For obvious reasons, the church tended to ignore the final edict: the destruction of heretic property.

In addition to demanding that we fulfill every “jot” and “tittle” of Old Testament law, Jesus seems to have suggested, in John 15:6, further refinements to the practice of killing heretics and unbelievers: “If a man abide not in me, he is cast forth as a branch, and is withered; and men gather them, and cast them into the fire, and they are burned.” Whether we want to interpret Jesus metaphorically is, of course, our business. The problem with scripture, however, is that many of its possible interpretations (including most of the literal ones) can be used to justify atrocities in defense of the faith.

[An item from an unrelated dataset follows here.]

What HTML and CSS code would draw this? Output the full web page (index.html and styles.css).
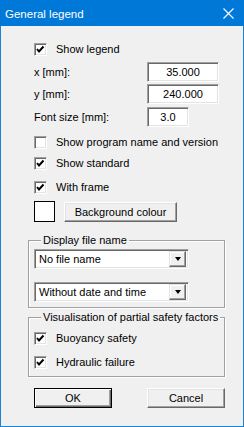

The Holy Inquisition formally began in 1184 under Pope Lucius III, to crush the popular movement of Catharism. The Cathars (from the Greek katharoi, “the pure ones”) had fashioned their own brand of Manicheanism (Mani himself was flayed alive at the behest of Zoroastrian priests in 276 CE), which held that the material world had been created by Satan and was therefore inherently evil. The Cathars were divided by a schism of their own and within each of their sects by the distinction between the renunciate perfecti and the lay credentes (“the believers”) who revered them. The perfecti ate no meat, eggs, cheese, or fat, fasted for days at a time, maintained strict celibacy, and abjured all personal wealth. The life of the perfecti was so austere that most credentes only joined their ranks once they were safely on their deathbeds, so that, having lived as they pleased, they might yet go to God in holiness. Saint Bernard, who had tried in vain to combat this austere doctrine with that of the church, noted the reasons for his failure: “As to [the Cathars’] conversation, nothing can be less reprehensible…and what they speak, they prove by deeds. As for the morals of the heretic, he cheats no one, he oppresses no one, he strikes no one; his cheeks are pale with fasting,…his hands labor for his livelihood.”